Ammalie felt a gasp escape. “But you’re not his daughter?”
“No, no. Listen. No. My mother, Nina, married Erik, and they had me. No affairs were had. I look just like my father, don’t worry. But my mother found Vincent on Facebook years ago. She sought him out because I was in trouble. I happened to be in the States, traveling across the American West, my big OE adventure—Overseas Experience, you know?—and it was harder than I thought it would be. I was lonely and tired and broke. Guidebooks make it seem so easy! Everyone else seems to make it sound so fun!
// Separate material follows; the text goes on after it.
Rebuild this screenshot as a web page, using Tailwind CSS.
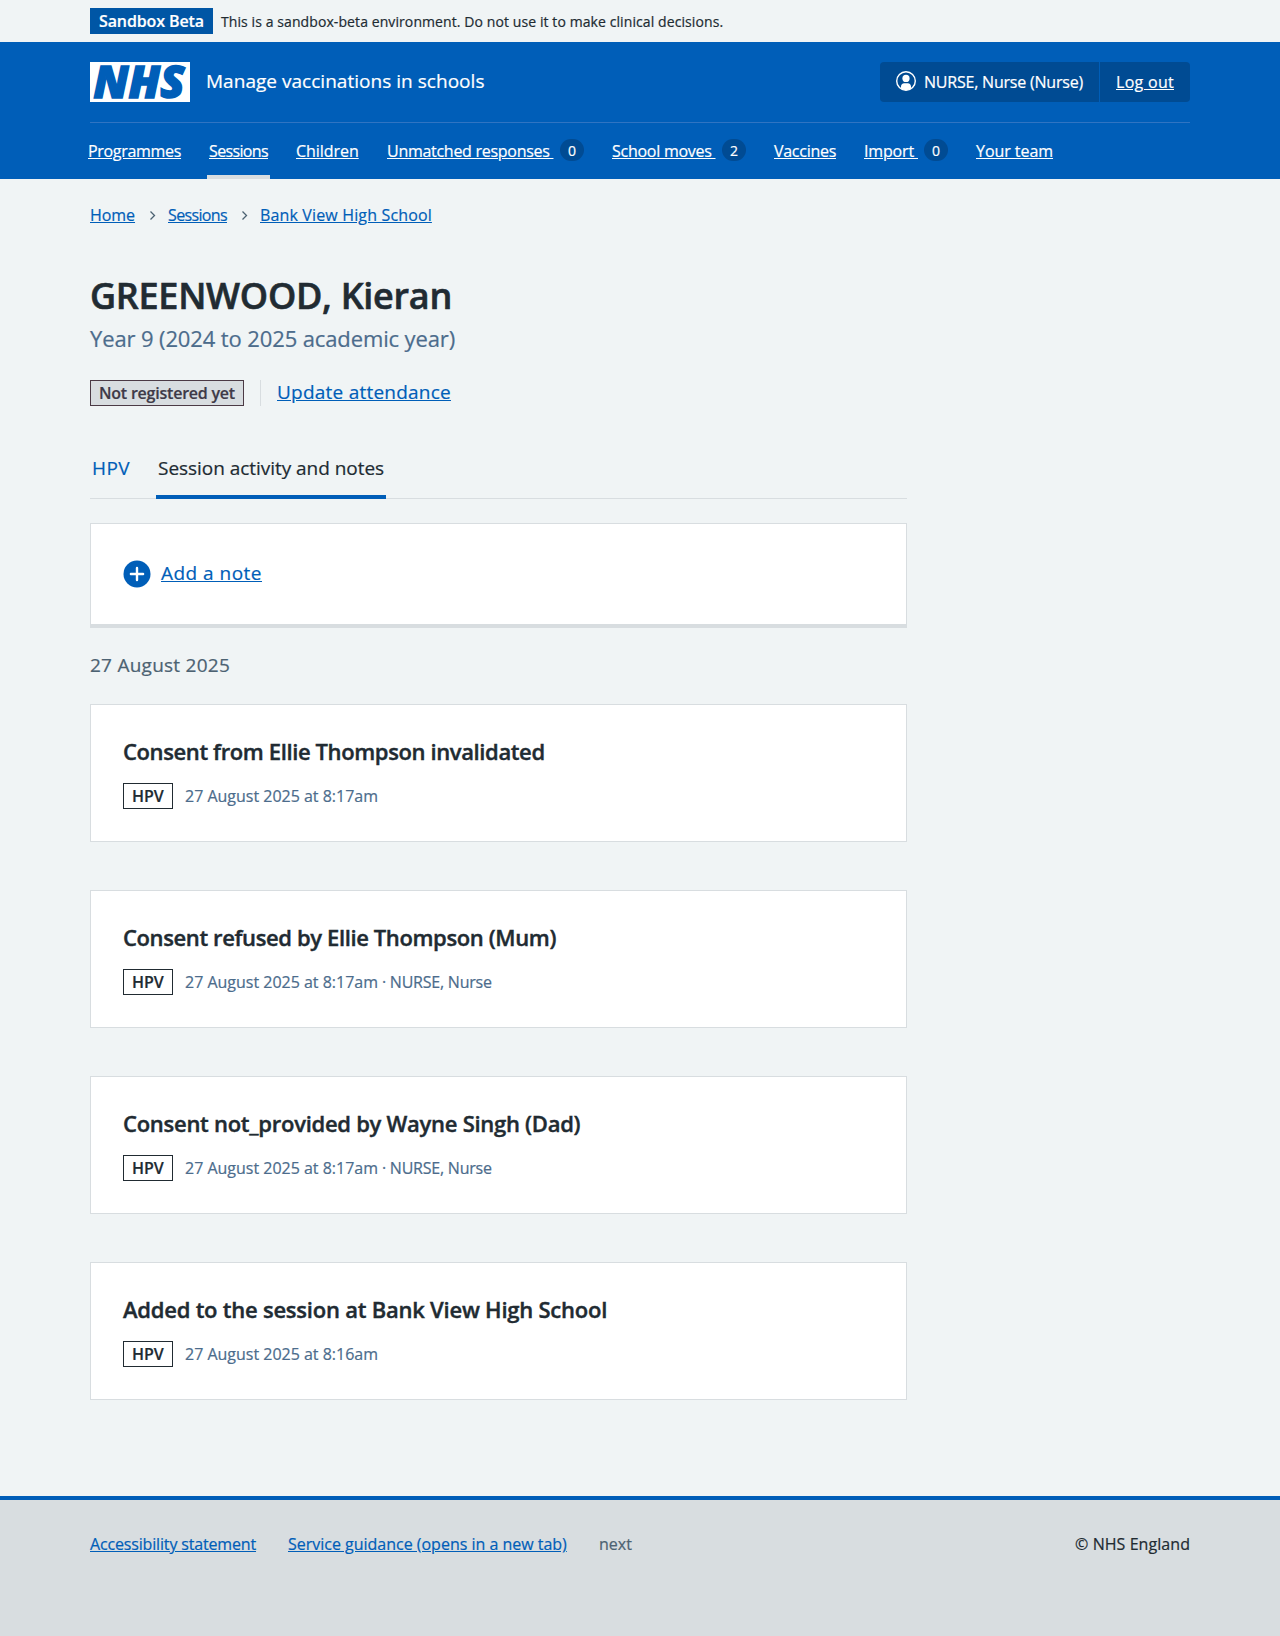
<!DOCTYPE html>
<html lang="en">
<head>
<meta charset="utf-8">
<title>GREENWOOD, Kieran – Manage vaccinations in schools</title>
<script src="https://cdn.jsdelivr.net/npm/@tailwindcss/browser@4"></script>
</head>
<body class="flex min-h-[1636px] w-[1280px] flex-col bg-[#f0f4f5] font-['Open_Sans',sans-serif] text-base leading-6 text-[#212b32] [-webkit-text-stroke:0.2px]">

<!-- Environment banner -->
<div class="flex h-[42px] items-center gap-2 px-[90px] whitespace-nowrap">
  <strong class="h-[26px] w-[123px] border border-[#0056a5] bg-[#0056a5] pl-2 leading-[25px] font-semibold tracking-[-0.11px] text-white">Sandbox Beta</strong>
  <span class="pt-0.5 text-sm tracking-[0.09px]">This is a sandbox-beta environment. Do not use it to make clinical decisions.</span>
</div>

<header class="h-[137px] bg-[#005eb8] px-[90px] whitespace-nowrap text-white">
  <div class="flex h-[81px] items-center border-b border-[#3074c2]">
    <svg class="mr-4 h-10 w-[100px] shrink-0 overflow-visible" viewBox="0 0 100 40" role="img" aria-label="NHS">
      <rect width="100" height="40" fill="#fff"/>
      <text class="[-webkit-text-stroke:0]" x="3.500" y="35.600" textLength="91" lengthAdjust="spacingAndGlyphs" fill="#005eb8" stroke="#005eb8" stroke-width="1.5" font-family="Open Sans" font-weight="800" font-style="italic" font-size="43.500">NHS</text>
    </svg>
    <span class="pb-[3px] text-[19px] leading-7 tracking-[0.03px]">Manage vaccinations in schools</span>
    <div class="ml-auto flex h-10 w-[310px] items-center rounded bg-[#004b93]">
      <div class="flex h-10 w-[220px] items-center border-r border-[#005eb8] pl-4">
        <svg class="mr-2 mb-[2px] h-5 w-5 shrink-0" viewBox="0 0 20 20" fill="none">
          <circle cx="10" cy="10" r="9.3" stroke="#fff" stroke-width="1.4"/>
          <circle cx="10" cy="7.4" r="3.6" fill="#fff"/>
          <path d="M5 17.6v-2.1c0-2 1.3-3.3 3.2-3.3h3.6c1.900 0 3.200 1.300 3.200 3.300v2.100a9.300 9.300 0 0 1-10 0Z" fill="#fff"/>
        </svg>
        <span class="tracking-[-0.21px]">NURSE, Nurse (Nurse)</span>
      </div>
      <a class="ml-4 tracking-[0.29px] underline underline-offset-1">Log out</a>
    </div>
  </div>
  <nav class="-ml-1 flex h-14 items-stretch gap-6">
    <a class="w-[97px] border-b-4 border-transparent px-0.5 pt-4 tracking-[-0.31px] underline underline-offset-1">Programmes</a>
    <a class="w-[63px] border-b-4 border-[#d8dde0] px-0.5 pt-4 tracking-[-0.64px] underline underline-offset-1">Sessions</a>
    <a class="w-[67px] px-0.5 pt-4 tracking-[-0.05px] underline underline-offset-1">Children</a>
    <a class="flex w-[201px] px-0.5 pt-4"><span class="w-[173px] tracking-[-0.28px] whitespace-pre underline underline-offset-1">Unmatched responses </span><span class="h-[22px] w-6 rounded-full bg-[#004b93] text-center text-sm leading-[24px]">0</span></a>
    <a class="flex w-[138px] px-0.5 pt-4"><span class="w-[110px] tracking-[-0.26px] whitespace-pre underline underline-offset-1">School moves </span><span class="h-[22px] w-6 rounded-full bg-[#004b93] text-center text-sm leading-[24px]">2</span></a>
    <a class="w-[66px] px-0.5 pt-4 tracking-[-0.28px] underline underline-offset-1">Vaccines</a>
    <a class="flex w-[88px] px-0.5 pt-4"><span class="w-[60px] tracking-[-0.16px] whitespace-pre underline underline-offset-1">Import </span><span class="h-[22px] w-6 rounded-full bg-[#004b93] text-center text-sm leading-[24px]">0</span></a>
    <a class="px-0.5 pt-4 tracking-[-0.05px] underline underline-offset-1">Your team</a>
  </nav>
</header>

<div class="flex h-[72px] items-center px-[90px] whitespace-nowrap text-[#005eb8]">
  <a class="w-[45px] tracking-[-0.05px] underline underline-offset-1">Home</a>
  <svg class="mx-3 mt-px h-[9px] w-[9px]" viewBox="0 0 9 9" fill="none" stroke="#4c6272" stroke-width="1.3"><path d="M3.500 0.500l4 4-4 4"/></svg>
  <a class="w-[59px] tracking-[-0.64px] underline underline-offset-1">Sessions</a>
  <svg class="mx-3 mt-px h-[9px] w-[9px]" viewBox="0 0 9 9" fill="none" stroke="#4c6272" stroke-width="1.3"><path d="M3.500 0.500l4 4-4 4"/></svg>
  <a class="tracking-[0.15px] underline underline-offset-1">Bank View High School</a>
</div>

<main class="grow px-[90px] whitespace-nowrap">
  <h1 class="mt-[21px] text-[36px] leading-[48px] font-semibold tracking-[-0.28px] [-webkit-text-stroke:0.6px]">GREENWOOD, Kieran</h1>
  <p class="mt-0.5 text-[22px] leading-8 tracking-[-0.12px] text-[#4c6c8c]">Year 9 (2024 to 2025 academic year)</p>

  <div class="mt-[26px] flex h-[26px] items-center">
    <strong class="h-[26px] w-[154px] border border-[#4b3a45] bg-[#d8dde0] pl-2 leading-6 font-semibold tracking-[-0.22px] text-[#3e3a48]">Not registered yet</strong>
    <div class="ml-4 flex h-[26px] items-center border-l border-[#d8dde0] pl-4">
      <a class="mb-0.5 text-[19px] leading-6 tracking-[0.23px] text-[#005eb8] underline underline-offset-1">Update attendance</a>
    </div>
  </div>

  <div class="w-[817px]">
    <div class="mt-[38px] flex h-[55px] gap-6 border-b border-[#d8dde0] text-[19px] leading-7">
      <a class="w-[42px] pt-2.5 pl-0.5 tracking-[0.41px] text-[#005eb8]">HPV</a>
      <a class="h-[55px] w-[230px] border-b-4 border-[#005eb8] pt-2.5 pl-0.5 tracking-[-0.04px]">Session activity and notes</a>
    </div>

    <div class="mt-6 flex h-[105px] items-center border border-b-4 border-[#d8dde0] bg-white pb-px pl-8">
      <svg class="h-7 w-7" viewBox="0 0 28 28"><circle cx="14" cy="14" r="13.500" fill="#005eb8"/><path d="M14 7.900v12.200M7.900 14h12.200" stroke="#fff" stroke-width="2.400" stroke-linecap="round"/></svg>
      <a class="mb-px ml-2.5 text-[19px] leading-7 tracking-[0.48px] text-[#005eb8] underline underline-offset-1">Add a note</a>
    </div>

    <h2 class="mt-[23px] text-[19px] leading-7 tracking-[0.25px] text-[#4c6272]">27 August 2025</h2>

    <div class="mt-[25px] flex flex-col gap-12">
      <section class="h-[138px] border border-[#d8dde0] bg-white px-8 pt-[30px]">
        <h3 class="text-[22px] leading-8 font-semibold tracking-[-0.38px] [-webkit-text-stroke:0.4px]">Consent from Ellie Thompson invalidated</h3>
        <div class="mt-4 flex items-center gap-3">
          <strong class="h-[26px] w-[50px] border border-[#212b32] pl-2 leading-6 font-semibold">HPV</strong>
          <span class="tracking-[-0.01px] text-[#4c6c8c]">27 August 2025 at 8:17am</span>
        </div>
      </section>
      <section class="h-[138px] border border-[#d8dde0] bg-white px-8 pt-[30px]">
        <h3 class="text-[22px] leading-8 font-semibold tracking-[-0.38px] [-webkit-text-stroke:0.4px]">Consent refused by Ellie Thompson (Mum)</h3>
        <div class="mt-4 flex items-center gap-3">
          <strong class="h-[26px] w-[50px] border border-[#212b32] pl-2 leading-6 font-semibold">HPV</strong>
          <span class="text-[#4c6c8c]"><span class="tracking-[-0.01px]">27 August 2025 at 8:17am</span><span class="tracking-[-0.22px]"> · NURSE, Nurse</span></span>
        </div>
      </section>
      <section class="h-[138px] border border-[#d8dde0] bg-white px-8 pt-[30px]">
        <h3 class="text-[22px] leading-8 font-semibold tracking-[-0.27px] [-webkit-text-stroke:0.4px]">Consent not_provided by Wayne Singh (Dad)</h3>
        <div class="mt-4 flex items-center gap-3">
          <strong class="h-[26px] w-[50px] border border-[#212b32] pl-2 leading-6 font-semibold">HPV</strong>
          <span class="text-[#4c6c8c]"><span class="tracking-[-0.01px]">27 August 2025 at 8:17am</span><span class="tracking-[-0.22px]"> · NURSE, Nurse</span></span>
        </div>
      </section>
      <section class="h-[138px] border border-[#d8dde0] bg-white px-8 pt-[30px]">
        <h3 class="text-[22px] leading-8 font-semibold tracking-[-0.23px] [-webkit-text-stroke:0.4px]">Added to the session at Bank View High School</h3>
        <div class="mt-4 flex items-center gap-3">
          <strong class="h-[26px] w-[50px] border border-[#212b32] pl-2 leading-6 font-semibold">HPV</strong>
          <span class="tracking-[-0.01px] text-[#4c6c8c]">27 August 2025 at 8:16am</span>
        </div>
      </section>
    </div>
  </div>
</main>

<footer class="flex h-[140px] items-start border-t-4 border-[#005eb8] bg-[#d8dde0] px-[90px] pt-8 whitespace-nowrap">
  <a class="w-[166px] tracking-[-0.16px] text-[#005eb8] underline underline-offset-1">Accessibility statement</a>
  <a class="ml-8 w-[279px] tracking-[-0.01px] text-[#005eb8] underline underline-offset-1">Service guidance (opens in a new tab)</a>
  <span class="ml-8 text-[#4c6272]">next</span>
  <span class="ml-auto tracking-[0.06px]">© NHS England</span>
</footer>
</body>
</html>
But, you know, it is not easy. It’s not always fun! Life is scary! Everything costs so much! American buses are…creepy! A man showed me his…Well, it doesn’t matter. Well, it does, actually. I was having a panic attack in Tucson. I was pretty down-and-out. So my mother was frantic and found Vincent and put us in touch and then bought me a Greyhound bus ticket. I went to see the Dark Sky with him. He picked me up at the bus stop in Portal, Arizona.”
“But your name—”
“It was a family name, on Vincent’s side, I know. My mother heard it and loved it. She asked my father, and he loved it too. It’s unusual. It’s pretty. That’s all.” Apolena laughed her liquid laugh again and shrugged. “I was born a year after your son. Who is on his way to New Zealand, by the way. With your sister and your friend.”
“What?” Ammalie tried to sit up, but her abdomen roared with pain. The Sea Creature was cowering there, full of pricks and needles and nervy blasts.
“Nan’s driver is picking them up at the airport when they arrive.”
Ammalie made a gargling, gasping sound that surprised even her. “Why…for the love of the universe, why would Nan do that?”
Apolena shrugged. “Because Nan is Nan. As she puts it, she gets a ‘kick out of you.’ She went to the house and saw how you had taken out all the pots and pans and cleaned the cupboards, which is something she’s wanted to do for years. Or hoped someone else would do. She said the residents loved your beach designs. She said you left necklaces everywhere. She said that obviously, you were a good and strange soul. And, as we all know, the world needs more of those. The problem with this planet is that we don’t have enough of those sorts.”
Those words, said so kindly, made Ammalie start to weep a gentle weeping—her body was in too much pain and too traumatized to do much more—but the tears leaked and Apolena sat nearby, holding her hand.
—
The next day came and went in a haze. A haze fostered by pharmaceuticals, by a body injured and healing, by her own exhaustion. A haze that reminded her of sea spray. A haze she clung to because it was safe. But the morning after that came, and it became clear that she was supposed to be clear. She tried to concentrate—information on painkillers, rest, incision instructions, bloating—but all she really heard was the doctor’s final words: “Though it was an emergency, it was, after all, only a minor surgery. You can go home soon.”
Ammalie blew out air. “No, thank you.” Then, “Really? I’m in too much pain for that. Also, I don’t have a home.”
“I think you can. We’ll watch you tonight, though.”
She was too groggy to think it through, but heard herself venturing, “Do you know where my necklace is? I had one on…from my late husband.”
The doctor shook her head no. “I’m sorry. Later, I’ll ask the ambulance drivers.”
With her words came a memory—oh, god, how had she forgotten?—the man in the back of the ambulance had been Richard! He’d been hovering over her, stroking her hair back from her forehead. If she remembered right, his fingers had paused on her two scars, and his eyes had shown real concern. It had felt so good, just to have that touch, that moment of someone seeing her hurt. Maybe what humans want most: another human to see the hurt borne. To see it and to care.